Si narra che, in occasione della seconda recita de I Maestri Cantori alla Scala, il maestro Faccio, dopo il secondo atto che lo vide acclamato sul podio, andò in camerino, per poi avviarsi all’uscita. Tra lo stupore dei presenti, lo convinsero a rientrare perché avrebbe dovuto dirigere un altro atto. Nell’imbarazzo generale la recita fu affidata all’ex allievo, Gaetano Coronaro. Dopo qualche giorno di riposo Faccio tornò alla Scala per dirigere il Simon Boccanegra. Fu la sua ultima volta e il 24 marzo abbandonò definitivamente la Scala.


Anche Verdi prese coscienza dello stato di salute di Faccio e nel 1890 gli consigliò di accettare l’incarico di Direttore al Conservatorio di Parma. Faccio accettò, ma la sua salute peggiorava giorno dopo giorno e Boito fu costretto a sostituirlo a Parma. Fu l’epilogo. Franco Faccio morì il 21 luglio del 1891.

Boito con un telegramma avvisò Verdi della morte dell’amico. Questi scrisse una lettera del 24 luglio molto affettuosa, alla quale Boito rispose:

«L’amico riposa in pace ed è rientrato nella eterna normalità delle anime e delle cose. Non poteva guarirlo che la morte e la morte lo ha veramente guarito.
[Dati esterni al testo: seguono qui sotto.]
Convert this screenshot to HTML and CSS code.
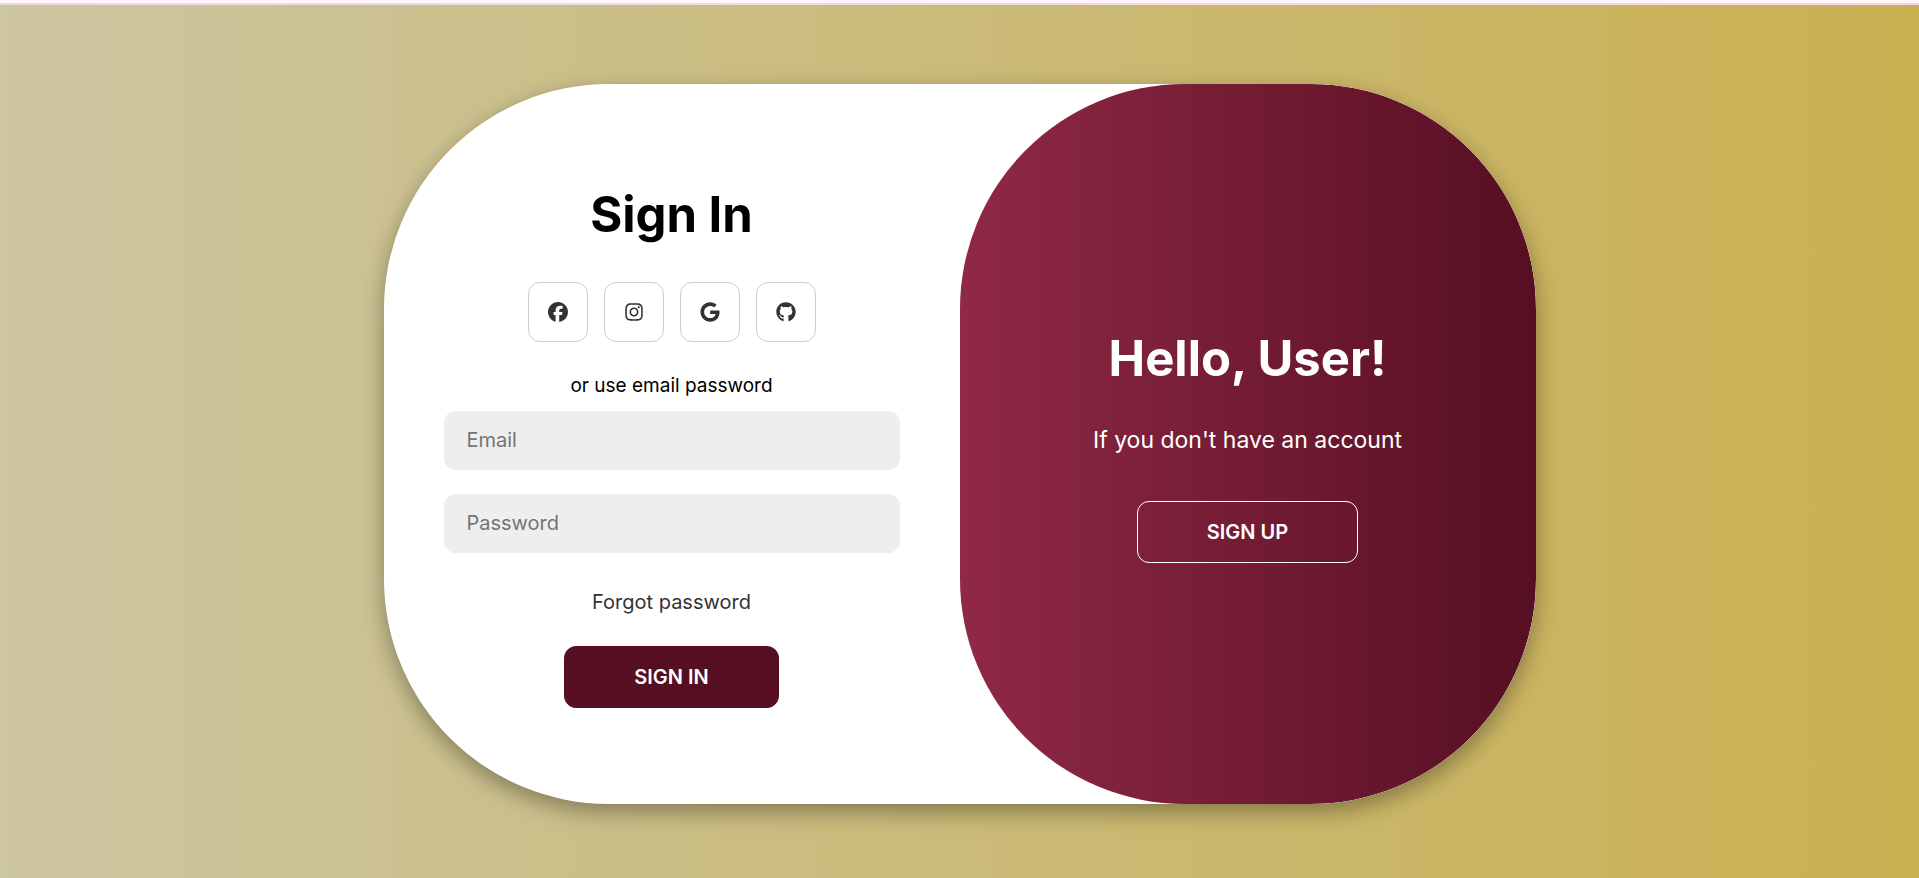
FILE: index.html
```html
<!DOCTYPE html>
<html lang="en">
<head>
  <meta charset="utf-8">
  <meta name="viewport" content="width=device-width, initial-scale=1">
  <title>Sign In</title>
  <link rel="stylesheet" href="styles.css">
</head>
<body>
  <main class="page">
    <div class="card">
      <form class="sign-in">
        <h1 class="title">Sign In</h1>
        <div class="social">
          <a class="social-link" href="#" aria-label="Facebook">
            <svg class="icon" viewBox="0 0 512 512" aria-hidden="true"><path d="M512 256C512 114.600 397.400 0 256 0S0 114.600 0 256C0 376 82.700 476.800 194.200 504.500V334.200H141.400V256h52.800V222.300c0-87.100 39.400-127.500 125-127.500c16.200 0 44.200 3.200 55.700 6.400V172c-6-.6-16.500-1-29.600-1c-42 0-58.200 15.900-58.200 57.200V256h83.600l-14.400 78.200H287V510.100C413.800 494.800 512 386.900 512 256z"/></svg>
          </a>
          <a class="social-link" href="#" aria-label="Instagram">
            <svg class="icon" viewBox="-32 0 512 512" aria-hidden="true"><path d="M224.100 141c-63.600 0-114.900 51.300-114.900 114.900s51.300 114.900 114.900 114.900S339 319.500 339 255.900 287.700 141 224.100 141zm0 189.600c-41.100 0-74.700-33.500-74.700-74.700s33.500-74.700 74.700-74.700 74.700 33.500 74.700 74.700-33.600 74.700-74.700 74.700zm146.400-194.300c0 14.900-12 26.800-26.800 26.800-14.900 0-26.800-12-26.800-26.800s12-26.800 26.800-26.800 26.800 12 26.800 26.800zm76.100 27.200c-1.700-35.900-9.900-67.700-36.200-93.900-26.200-26.200-58-34.400-93.900-36.200-37-2.100-147.900-2.100-184.900 0-35.800 1.700-67.600 9.900-93.900 36.100s-34.400 58-36.200 93.900c-2.100 37-2.100 147.900 0 184.900 1.700 35.900 9.900 67.700 36.200 93.900s58 34.400 93.900 36.200c37 2.100 147.900 2.100 184.900 0 35.900-1.700 67.700-9.900 93.900-36.200 26.200-26.200 34.400-58 36.200-93.900 2.100-37 2.100-147.800 0-184.800zM398.800 388c-7.800 19.600-22.900 34.700-42.600 42.600-29.500 11.700-99.500 9-132.100 9s-102.700 2.600-132.100-9c-19.600-7.800-34.700-22.900-42.600-42.600-11.700-29.500-9-99.500-9-132.100s-2.600-102.700 9-132.100c7.800-19.600 22.900-34.700 42.600-42.600 29.500-11.700 99.500-9 132.100-9s102.700-2.600 132.100 9c19.600 7.800 34.700 22.900 42.600 42.600 11.700 29.500 9 99.500 9 132.100s2.700 102.700-9 132.100z"/></svg>
          </a>
          <a class="social-link" href="#" aria-label="Google">
            <svg class="icon" viewBox="-12 0 512 512" aria-hidden="true"><path d="M488 261.800C488 403.300 391.100 504 248 504 110.800 504 0 393.200 0 256S110.800 8 248 8c66.800 0 123 24.500 166.300 64.900l-67.500 64.900C258.500 52.600 94.300 116.600 94.300 256c0 86.500 69.100 156.600 153.700 156.600 98.200 0 135-70.400 140.800-106.900H248v-85.300h236.100c2.300 12.700 3.900 24.900 3.900 41.400z"/></svg>
          </a>
          <a class="social-link" href="#" aria-label="GitHub">
            <svg class="icon" viewBox="-8 0 512 512" aria-hidden="true"><path d="M244.800 8C106.100 8 0 113.300 0 252c0 110.900 69.800 205.800 169.500 239.200 12.800 2.300 17.300-5.600 17.300-12.100 0-6.200-.3-40.400-.3-61.400 0 0-70 15-84.700-29.800 0 0-11.400-29.100-27.800-36.600 0 0-22.900-15.700 1.600-15.400 0 0 24.900 2 38.600 25.800 21.900 38.600 58.600 27.500 72.900 20.900 2.300-16 8.800-27.100 16-33.700-55.900-6.200-112.300-14.300-112.300-110.500 0-27.500 7.600-41.300 23.600-58.900-2.600-6.500-11.100-33.300 2.600-67.900 20.900-6.500 69 27 69 27 20-5.600 41.500-8.500 62.800-8.500s42.800 2.900 62.800 8.500c0 0 48.100-33.600 69-27 13.700 34.700 5.200 61.400 2.600 67.900 16 17.700 25.800 31.500 25.800 58.900 0 96.500-58.900 104.200-114.800 110.500 9.200 7.900 17 22.900 17 46.400 0 33.700-.3 75.400-.3 83.600 0 6.500 4.600 14.400 17.300 12.100C428.200 457.800 496 362.900 496 252 496 113.300 383.500 8 244.800 8z"/></svg>
          </a>
        </div>
        <p class="hint">or use email password</p>
        <input class="field" type="email" placeholder="Email" aria-label="Email">
        <input class="field" type="password" placeholder="Password" aria-label="Password">
        <a class="forgot" href="#">Forgot password</a>
        <button class="button" type="button">SIGN IN</button>
      </form>
      <section class="welcome">
        <h2 class="title">Hello, User!</h2>
        <p class="lead">If you don't have an account</p>
        <button class="button button-outline" type="button">SIGN UP</button>
      </section>
    </div>
  </main>
</body>
</html>
```
FILE: styles.css
```css
* {
  box-sizing: border-box;
  margin: 0;
}

body {
  display: flex;
  flex-direction: column;
  min-height: 100vh;
  border-top: 3px solid #fff5fa;
  font-family: Inter, "Open Sans", sans-serif;
}

.page {
  flex: 1;
  display: flex;
  align-items: center;
  justify-content: center;
  padding: 79px 24px 74px;
  border-top: 2px solid #ecdbe6;
  background: linear-gradient(to right, #ccc6a1, #cab051) border-box;
}

.card {
  display: grid;
  grid-template-columns: 1fr 1fr;
  width: 100%;
  max-width: 1152px;
  min-height: 720px;
  border-radius: 225px;
  background: #fff;
  box-shadow: 0 8px 22px rgba(0, 0, 0, 0.35);
  overflow: hidden;
}

.sign-in,
.welcome {
  display: flex;
  flex-direction: column;
  align-items: center;
  justify-content: center;
  padding: 0 60px 2px;
}

.welcome {
  border-radius: 225px;
  background: linear-gradient(to right, #902945, #560f22);
  color: #fff;
}

.title {
  font-size: 49px;
  line-height: 72px;
  font-weight: 700;
}

.social {
  display: flex;
  gap: 16px;
  margin: 31px 0 30px;
}

.social-link {
  display: flex;
  align-items: center;
  justify-content: center;
  width: 60px;
  height: 60px;
  border: 1px solid #ccc;
  border-radius: 12px;
  color: #333;
}

.icon {
  width: 20px;
  height: 20px;
  fill: currentColor;
}

.hint {
  margin-bottom: 12px;
  font-size: 19px;
  line-height: 27px;
}

.field {
  width: 100%;
  height: 59px;
  margin-bottom: 24px;
  padding: 0 23px;
  border: 0;
  border-radius: 12px;
  background: #eee;
  font: inherit;
  font-size: 20px;
}

.field::placeholder {
  color: #757575;
}

.forgot {
  margin: 10px 0 29px;
  color: #333;
  font-size: 20px;
  line-height: 30px;
  text-decoration: none;
}

.button {
  padding: 0 69px;
  border: 1px solid #560f22;
  border-radius: 12px;
  background: #560f22;
  color: #fff;
  font: inherit;
  font-size: 20px;
  font-weight: 600;
  line-height: 60px;
}

.button-outline {
  border-color: #fff;
  background: transparent;
}

.lead {
  margin: 30px 0 46px;
  font-size: 23px;
  line-height: 30px;
}
```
Su quel viso, dopo la vita, ricomparve la nobile espressione della ragione umana».

Arrigo Boito, Lettera a Giuseppe Verdi

Al suo funerale furono presenti solo pochi amici. 
La funzione si svolse nella Chiesa di San Gerardo di Monza e il feretro fu portato a Milano dove fu sepolto in una semplicissima tomba nel Cimitero Monumentale.